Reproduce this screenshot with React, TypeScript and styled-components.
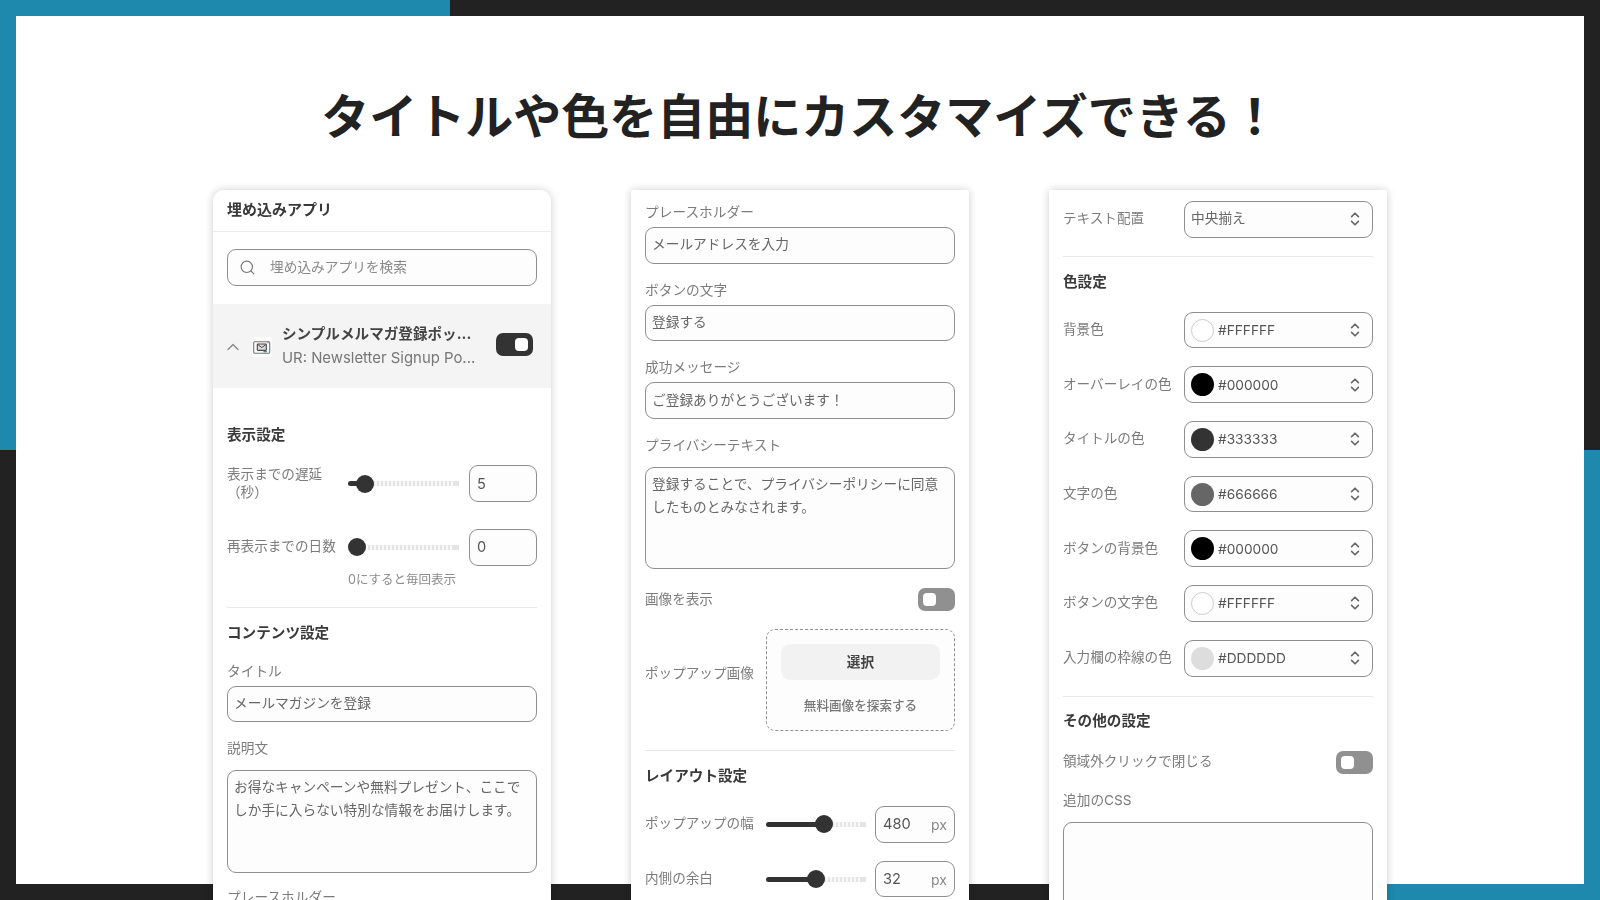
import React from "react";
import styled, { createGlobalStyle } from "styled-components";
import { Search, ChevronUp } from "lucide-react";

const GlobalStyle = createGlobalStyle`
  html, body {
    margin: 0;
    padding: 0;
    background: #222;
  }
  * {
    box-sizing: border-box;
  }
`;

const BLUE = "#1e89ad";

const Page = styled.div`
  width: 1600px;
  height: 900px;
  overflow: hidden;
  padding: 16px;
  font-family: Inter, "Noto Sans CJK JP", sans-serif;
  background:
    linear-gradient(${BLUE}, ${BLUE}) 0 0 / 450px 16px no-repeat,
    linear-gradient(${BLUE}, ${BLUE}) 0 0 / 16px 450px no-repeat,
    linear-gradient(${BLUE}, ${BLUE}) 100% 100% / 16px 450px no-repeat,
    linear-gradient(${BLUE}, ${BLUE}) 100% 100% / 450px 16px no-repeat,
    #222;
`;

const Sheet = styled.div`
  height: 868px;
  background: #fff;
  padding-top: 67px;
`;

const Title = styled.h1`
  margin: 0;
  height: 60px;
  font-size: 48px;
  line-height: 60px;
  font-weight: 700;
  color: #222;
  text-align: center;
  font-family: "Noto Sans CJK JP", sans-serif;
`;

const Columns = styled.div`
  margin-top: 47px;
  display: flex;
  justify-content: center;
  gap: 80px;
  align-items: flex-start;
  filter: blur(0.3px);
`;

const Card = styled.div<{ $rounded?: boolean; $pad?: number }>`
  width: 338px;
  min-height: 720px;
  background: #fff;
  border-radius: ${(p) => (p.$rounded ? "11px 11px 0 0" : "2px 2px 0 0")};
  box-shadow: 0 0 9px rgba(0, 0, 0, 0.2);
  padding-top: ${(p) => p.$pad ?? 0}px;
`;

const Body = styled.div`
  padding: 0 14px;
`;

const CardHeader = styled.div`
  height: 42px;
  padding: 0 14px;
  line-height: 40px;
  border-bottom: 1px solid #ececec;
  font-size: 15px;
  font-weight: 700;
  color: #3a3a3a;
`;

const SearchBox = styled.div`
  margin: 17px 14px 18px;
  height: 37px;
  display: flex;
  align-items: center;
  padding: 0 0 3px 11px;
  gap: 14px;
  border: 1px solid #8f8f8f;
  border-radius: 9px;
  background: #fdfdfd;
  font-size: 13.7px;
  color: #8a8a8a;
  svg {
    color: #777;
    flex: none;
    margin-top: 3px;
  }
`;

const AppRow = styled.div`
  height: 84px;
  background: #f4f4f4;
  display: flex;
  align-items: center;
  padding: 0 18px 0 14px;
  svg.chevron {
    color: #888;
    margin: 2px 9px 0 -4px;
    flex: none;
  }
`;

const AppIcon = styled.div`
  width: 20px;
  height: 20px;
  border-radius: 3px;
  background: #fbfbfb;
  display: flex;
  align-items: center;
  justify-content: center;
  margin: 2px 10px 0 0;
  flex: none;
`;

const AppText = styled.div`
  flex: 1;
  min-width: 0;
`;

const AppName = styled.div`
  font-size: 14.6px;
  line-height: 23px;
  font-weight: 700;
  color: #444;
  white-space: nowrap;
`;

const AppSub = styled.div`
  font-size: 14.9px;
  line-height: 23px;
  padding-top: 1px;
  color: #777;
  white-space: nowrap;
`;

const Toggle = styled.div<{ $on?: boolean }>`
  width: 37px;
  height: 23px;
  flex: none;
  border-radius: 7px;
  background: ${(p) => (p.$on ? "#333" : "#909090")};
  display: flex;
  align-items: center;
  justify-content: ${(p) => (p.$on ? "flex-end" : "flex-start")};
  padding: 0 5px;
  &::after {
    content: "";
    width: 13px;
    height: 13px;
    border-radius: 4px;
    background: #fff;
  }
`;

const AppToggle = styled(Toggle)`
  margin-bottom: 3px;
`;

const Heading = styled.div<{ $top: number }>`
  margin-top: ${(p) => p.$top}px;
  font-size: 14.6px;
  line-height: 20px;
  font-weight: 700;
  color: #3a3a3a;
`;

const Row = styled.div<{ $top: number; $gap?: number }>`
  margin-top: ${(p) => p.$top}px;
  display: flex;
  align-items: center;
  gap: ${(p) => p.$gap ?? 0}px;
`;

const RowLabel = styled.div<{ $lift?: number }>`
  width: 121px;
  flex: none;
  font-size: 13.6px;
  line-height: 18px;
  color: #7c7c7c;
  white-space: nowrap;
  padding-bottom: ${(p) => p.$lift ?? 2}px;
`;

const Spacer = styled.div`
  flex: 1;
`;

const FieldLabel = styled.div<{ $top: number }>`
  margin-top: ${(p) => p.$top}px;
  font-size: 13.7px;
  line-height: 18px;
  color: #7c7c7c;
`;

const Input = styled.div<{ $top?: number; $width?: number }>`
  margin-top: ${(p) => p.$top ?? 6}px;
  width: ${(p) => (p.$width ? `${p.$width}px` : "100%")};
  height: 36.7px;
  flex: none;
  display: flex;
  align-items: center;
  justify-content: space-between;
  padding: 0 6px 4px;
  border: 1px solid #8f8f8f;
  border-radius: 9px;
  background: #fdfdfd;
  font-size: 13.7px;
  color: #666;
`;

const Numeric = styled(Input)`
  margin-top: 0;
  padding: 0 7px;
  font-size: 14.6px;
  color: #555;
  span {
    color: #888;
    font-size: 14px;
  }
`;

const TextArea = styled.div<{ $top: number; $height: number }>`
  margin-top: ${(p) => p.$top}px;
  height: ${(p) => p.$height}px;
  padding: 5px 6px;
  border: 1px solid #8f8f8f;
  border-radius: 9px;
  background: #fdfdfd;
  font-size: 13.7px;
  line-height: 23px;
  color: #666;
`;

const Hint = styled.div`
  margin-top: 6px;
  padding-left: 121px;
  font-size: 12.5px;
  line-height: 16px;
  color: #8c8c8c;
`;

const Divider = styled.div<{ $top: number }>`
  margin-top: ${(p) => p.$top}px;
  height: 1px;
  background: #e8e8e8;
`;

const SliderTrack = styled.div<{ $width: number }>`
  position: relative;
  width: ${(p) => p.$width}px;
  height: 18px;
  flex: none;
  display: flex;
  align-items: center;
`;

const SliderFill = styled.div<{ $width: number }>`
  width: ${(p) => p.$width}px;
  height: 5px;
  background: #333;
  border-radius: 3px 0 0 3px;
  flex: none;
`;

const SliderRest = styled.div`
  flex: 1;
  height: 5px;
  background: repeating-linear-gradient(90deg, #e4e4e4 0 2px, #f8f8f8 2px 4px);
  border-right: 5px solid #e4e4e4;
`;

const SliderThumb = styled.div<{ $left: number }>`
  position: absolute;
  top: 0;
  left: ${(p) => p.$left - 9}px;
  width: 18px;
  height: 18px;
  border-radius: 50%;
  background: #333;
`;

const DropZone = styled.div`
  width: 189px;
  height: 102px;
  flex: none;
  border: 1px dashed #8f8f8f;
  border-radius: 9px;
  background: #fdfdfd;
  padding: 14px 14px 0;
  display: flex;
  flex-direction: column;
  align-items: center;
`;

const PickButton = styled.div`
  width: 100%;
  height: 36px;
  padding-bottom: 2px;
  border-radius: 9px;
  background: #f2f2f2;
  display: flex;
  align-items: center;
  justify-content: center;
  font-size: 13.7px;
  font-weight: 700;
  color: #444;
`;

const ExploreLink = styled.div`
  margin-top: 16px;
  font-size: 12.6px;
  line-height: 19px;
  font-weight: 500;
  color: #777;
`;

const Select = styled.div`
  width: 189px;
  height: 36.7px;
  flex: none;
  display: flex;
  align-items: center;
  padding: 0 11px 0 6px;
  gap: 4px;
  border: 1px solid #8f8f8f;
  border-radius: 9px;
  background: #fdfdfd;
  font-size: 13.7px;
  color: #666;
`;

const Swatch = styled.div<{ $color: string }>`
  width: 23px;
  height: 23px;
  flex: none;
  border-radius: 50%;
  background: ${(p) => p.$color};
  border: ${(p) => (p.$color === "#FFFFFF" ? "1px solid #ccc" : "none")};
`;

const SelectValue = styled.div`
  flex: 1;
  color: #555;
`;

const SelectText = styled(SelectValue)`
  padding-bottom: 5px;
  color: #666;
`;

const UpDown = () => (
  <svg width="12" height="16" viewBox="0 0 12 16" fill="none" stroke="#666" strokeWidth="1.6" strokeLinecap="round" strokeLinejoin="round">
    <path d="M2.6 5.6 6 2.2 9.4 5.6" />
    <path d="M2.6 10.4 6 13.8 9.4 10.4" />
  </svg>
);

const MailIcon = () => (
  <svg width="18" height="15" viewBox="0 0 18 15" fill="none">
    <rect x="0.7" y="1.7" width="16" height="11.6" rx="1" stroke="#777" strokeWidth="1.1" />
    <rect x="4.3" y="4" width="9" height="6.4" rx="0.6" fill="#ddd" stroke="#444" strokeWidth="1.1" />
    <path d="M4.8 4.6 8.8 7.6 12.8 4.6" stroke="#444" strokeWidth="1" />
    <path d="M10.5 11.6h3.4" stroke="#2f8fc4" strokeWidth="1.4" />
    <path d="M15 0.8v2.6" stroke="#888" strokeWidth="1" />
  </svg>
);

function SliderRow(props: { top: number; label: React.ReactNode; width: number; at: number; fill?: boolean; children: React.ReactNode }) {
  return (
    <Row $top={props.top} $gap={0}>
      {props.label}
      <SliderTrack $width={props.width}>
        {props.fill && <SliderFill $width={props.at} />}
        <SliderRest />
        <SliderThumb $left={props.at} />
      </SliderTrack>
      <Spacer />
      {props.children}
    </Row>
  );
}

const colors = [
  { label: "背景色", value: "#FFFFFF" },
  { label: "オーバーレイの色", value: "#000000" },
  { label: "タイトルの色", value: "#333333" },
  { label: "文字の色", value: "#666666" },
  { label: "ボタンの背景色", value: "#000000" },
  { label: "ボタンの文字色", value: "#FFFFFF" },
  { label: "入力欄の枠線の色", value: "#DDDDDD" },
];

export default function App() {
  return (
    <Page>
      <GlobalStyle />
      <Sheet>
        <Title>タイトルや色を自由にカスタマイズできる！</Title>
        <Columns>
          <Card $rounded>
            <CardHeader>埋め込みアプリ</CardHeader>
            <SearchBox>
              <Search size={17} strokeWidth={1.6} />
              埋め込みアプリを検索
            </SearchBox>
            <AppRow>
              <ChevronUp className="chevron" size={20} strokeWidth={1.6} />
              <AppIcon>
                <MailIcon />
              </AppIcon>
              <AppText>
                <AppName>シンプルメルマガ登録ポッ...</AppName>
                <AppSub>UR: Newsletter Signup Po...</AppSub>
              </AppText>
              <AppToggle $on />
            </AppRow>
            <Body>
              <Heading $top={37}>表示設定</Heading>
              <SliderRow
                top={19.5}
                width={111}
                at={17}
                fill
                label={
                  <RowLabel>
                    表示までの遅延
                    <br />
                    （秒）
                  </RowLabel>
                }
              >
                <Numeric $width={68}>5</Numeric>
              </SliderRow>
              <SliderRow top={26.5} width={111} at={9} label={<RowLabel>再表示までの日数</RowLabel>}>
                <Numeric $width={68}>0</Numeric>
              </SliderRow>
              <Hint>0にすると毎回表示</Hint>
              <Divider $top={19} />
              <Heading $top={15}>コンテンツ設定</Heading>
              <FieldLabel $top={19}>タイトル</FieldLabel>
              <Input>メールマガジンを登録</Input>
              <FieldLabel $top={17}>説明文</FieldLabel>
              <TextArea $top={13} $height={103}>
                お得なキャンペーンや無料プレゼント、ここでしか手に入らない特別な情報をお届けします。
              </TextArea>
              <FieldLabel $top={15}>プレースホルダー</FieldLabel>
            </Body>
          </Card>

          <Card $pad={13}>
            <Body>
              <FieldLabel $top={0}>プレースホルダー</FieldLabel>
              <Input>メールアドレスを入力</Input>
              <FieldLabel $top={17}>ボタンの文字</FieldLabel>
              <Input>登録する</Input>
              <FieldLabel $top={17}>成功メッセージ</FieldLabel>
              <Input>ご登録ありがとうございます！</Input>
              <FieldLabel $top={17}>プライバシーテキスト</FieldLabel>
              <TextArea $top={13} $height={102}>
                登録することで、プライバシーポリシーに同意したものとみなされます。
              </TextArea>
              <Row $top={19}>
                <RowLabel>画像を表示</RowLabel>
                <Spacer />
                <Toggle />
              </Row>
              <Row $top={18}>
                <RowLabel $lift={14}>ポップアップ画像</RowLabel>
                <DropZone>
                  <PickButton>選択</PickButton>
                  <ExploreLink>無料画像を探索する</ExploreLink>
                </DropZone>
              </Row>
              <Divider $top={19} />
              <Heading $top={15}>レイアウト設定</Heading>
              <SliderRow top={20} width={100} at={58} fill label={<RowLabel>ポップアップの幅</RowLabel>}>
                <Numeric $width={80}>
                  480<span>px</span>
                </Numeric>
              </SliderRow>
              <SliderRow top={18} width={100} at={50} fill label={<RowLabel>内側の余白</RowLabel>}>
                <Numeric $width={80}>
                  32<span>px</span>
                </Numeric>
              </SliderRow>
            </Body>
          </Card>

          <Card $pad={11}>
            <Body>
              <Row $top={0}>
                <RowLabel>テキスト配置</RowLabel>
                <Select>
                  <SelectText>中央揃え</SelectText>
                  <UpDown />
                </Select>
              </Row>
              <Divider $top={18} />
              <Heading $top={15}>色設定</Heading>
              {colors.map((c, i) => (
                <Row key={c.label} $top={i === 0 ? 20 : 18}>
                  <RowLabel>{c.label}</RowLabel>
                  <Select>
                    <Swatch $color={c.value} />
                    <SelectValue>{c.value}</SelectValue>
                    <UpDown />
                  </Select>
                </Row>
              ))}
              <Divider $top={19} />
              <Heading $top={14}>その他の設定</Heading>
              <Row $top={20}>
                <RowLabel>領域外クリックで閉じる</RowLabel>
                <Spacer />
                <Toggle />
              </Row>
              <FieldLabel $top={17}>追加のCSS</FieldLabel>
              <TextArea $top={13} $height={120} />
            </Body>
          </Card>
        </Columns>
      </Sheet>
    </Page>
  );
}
_ _ _ _ _
__EXERCISE INSTRUCTIONS__: Pull out each line containing the word "components" and copy it.

__SOLVED PROBLEM__:
Reproduce this screenshot with React, TypeScript and styled-components.
import styled, { createGlobalStyle } from "styled-components";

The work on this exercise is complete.